Source data:
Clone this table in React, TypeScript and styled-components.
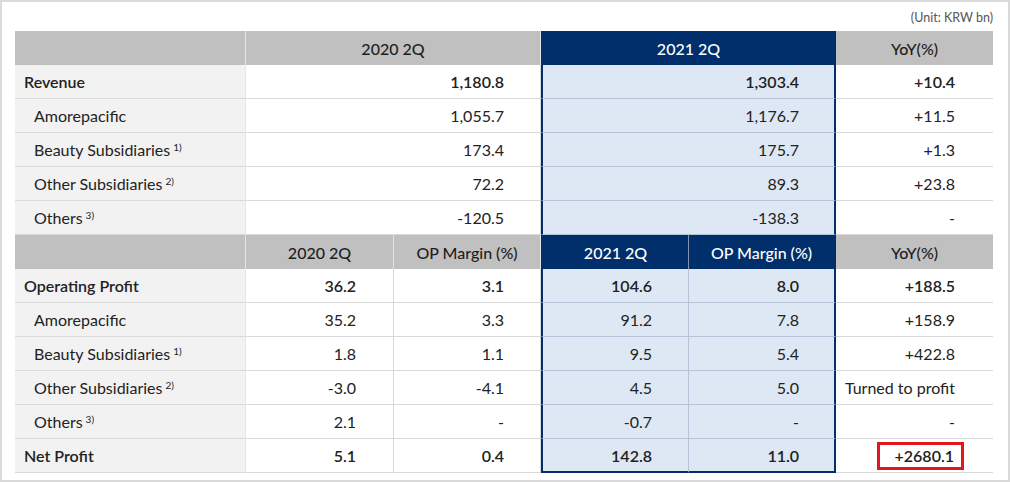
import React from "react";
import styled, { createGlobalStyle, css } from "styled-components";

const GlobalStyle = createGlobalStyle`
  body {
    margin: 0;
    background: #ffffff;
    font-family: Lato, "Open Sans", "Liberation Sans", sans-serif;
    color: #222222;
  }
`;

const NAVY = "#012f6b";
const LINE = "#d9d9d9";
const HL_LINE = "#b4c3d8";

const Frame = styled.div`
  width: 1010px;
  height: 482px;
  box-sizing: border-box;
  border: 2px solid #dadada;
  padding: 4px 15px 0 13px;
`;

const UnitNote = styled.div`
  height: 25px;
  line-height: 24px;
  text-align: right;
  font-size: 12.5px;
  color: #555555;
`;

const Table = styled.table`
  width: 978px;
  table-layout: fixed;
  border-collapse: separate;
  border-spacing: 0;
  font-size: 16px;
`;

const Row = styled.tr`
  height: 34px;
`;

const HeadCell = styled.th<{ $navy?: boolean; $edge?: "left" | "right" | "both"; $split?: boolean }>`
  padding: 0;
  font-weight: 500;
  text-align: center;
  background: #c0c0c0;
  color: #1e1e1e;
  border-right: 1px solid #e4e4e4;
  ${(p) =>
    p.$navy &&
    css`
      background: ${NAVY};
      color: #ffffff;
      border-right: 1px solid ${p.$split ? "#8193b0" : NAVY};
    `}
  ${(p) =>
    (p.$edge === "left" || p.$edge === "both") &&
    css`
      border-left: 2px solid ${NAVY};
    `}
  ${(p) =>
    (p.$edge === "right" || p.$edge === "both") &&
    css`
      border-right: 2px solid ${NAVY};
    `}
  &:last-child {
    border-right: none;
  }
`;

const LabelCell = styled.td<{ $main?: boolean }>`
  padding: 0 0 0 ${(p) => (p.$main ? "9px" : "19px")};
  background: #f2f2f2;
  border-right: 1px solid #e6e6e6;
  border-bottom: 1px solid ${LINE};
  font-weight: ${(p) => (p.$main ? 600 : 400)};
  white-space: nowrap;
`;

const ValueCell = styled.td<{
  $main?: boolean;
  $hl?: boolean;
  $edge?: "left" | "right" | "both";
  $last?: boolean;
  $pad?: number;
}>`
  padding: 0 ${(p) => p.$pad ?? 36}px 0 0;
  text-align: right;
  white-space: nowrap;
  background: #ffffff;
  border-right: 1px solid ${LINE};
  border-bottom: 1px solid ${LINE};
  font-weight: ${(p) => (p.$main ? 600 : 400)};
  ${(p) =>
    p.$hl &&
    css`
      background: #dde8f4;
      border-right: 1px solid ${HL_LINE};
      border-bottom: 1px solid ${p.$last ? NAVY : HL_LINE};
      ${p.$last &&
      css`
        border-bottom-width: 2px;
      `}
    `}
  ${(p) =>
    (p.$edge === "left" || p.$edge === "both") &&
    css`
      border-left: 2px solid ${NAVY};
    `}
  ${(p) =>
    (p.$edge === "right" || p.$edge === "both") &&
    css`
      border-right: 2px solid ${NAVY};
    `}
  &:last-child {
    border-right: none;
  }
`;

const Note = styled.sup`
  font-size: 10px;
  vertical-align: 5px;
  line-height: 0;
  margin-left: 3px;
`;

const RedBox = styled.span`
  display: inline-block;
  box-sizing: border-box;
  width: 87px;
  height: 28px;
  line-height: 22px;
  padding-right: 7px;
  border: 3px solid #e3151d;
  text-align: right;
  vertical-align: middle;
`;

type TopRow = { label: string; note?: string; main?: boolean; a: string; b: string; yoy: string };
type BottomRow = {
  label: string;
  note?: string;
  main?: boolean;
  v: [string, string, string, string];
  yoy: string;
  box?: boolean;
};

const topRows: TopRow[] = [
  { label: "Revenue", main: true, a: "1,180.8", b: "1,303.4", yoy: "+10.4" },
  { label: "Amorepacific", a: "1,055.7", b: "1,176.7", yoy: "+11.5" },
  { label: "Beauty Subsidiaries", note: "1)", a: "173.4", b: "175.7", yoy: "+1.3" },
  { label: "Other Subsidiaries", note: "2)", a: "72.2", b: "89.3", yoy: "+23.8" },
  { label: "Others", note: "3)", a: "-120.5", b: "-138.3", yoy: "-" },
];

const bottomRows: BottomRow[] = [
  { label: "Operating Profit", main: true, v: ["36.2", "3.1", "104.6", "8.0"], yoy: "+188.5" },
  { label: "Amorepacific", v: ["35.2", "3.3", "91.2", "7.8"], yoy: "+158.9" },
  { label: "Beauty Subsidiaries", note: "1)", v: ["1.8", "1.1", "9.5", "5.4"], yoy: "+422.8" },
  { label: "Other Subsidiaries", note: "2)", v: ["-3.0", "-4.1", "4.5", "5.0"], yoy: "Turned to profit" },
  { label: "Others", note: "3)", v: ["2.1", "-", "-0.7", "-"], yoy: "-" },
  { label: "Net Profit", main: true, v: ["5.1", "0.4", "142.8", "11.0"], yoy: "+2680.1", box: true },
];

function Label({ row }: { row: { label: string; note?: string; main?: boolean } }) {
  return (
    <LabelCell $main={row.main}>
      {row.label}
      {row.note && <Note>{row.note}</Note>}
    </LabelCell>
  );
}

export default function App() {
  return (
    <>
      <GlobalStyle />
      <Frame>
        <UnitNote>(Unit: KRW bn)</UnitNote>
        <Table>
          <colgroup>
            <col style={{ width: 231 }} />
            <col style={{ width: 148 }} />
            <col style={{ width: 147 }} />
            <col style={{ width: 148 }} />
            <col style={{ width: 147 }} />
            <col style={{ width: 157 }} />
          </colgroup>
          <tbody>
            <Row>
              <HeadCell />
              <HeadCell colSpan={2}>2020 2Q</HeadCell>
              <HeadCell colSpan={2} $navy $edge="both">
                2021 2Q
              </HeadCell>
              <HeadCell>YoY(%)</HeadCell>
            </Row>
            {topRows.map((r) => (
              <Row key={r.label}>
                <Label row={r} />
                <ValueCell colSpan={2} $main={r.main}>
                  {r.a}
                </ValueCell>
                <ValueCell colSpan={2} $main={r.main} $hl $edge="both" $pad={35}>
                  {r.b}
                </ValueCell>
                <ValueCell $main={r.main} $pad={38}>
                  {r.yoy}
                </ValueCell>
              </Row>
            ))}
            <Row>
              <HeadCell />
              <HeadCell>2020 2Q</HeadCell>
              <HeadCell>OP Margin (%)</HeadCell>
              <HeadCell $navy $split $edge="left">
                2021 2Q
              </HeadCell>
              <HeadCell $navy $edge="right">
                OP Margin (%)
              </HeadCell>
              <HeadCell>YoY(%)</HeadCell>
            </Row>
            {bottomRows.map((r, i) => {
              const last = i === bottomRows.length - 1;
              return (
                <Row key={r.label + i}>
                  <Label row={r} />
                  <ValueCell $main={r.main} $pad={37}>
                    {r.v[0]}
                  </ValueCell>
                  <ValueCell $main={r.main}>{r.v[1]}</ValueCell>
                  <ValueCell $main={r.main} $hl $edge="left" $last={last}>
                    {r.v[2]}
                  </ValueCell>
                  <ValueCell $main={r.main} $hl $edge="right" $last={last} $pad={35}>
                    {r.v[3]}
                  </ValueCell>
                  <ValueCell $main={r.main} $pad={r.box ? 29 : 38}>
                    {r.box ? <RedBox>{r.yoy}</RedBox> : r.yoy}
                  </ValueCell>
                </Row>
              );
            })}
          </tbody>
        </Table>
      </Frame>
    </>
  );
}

* * *

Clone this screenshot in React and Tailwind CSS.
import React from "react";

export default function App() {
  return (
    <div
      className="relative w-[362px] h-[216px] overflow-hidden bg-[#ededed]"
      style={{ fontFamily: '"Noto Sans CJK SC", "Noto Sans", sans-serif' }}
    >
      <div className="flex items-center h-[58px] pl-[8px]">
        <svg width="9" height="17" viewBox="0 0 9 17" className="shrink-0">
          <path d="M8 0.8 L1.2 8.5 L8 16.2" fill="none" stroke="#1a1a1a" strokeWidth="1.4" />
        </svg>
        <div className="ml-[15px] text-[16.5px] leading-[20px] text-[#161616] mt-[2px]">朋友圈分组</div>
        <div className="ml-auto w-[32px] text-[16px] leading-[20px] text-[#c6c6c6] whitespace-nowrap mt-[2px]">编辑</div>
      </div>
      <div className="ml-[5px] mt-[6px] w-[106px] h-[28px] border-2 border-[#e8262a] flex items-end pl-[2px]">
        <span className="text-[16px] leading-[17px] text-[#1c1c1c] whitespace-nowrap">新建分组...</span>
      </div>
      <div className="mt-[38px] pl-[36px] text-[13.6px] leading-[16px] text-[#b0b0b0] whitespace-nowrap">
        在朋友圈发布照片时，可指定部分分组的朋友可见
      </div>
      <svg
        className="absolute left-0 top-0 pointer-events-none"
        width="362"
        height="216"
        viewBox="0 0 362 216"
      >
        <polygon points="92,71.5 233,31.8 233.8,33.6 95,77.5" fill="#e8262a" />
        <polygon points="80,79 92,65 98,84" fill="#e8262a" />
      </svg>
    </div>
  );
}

Requirements: Pick out every line above that holds the word "this" and copy it.

Answer:
Clone this table in React, TypeScript and styled-components.
Clone this screenshot in React and Tailwind CSS.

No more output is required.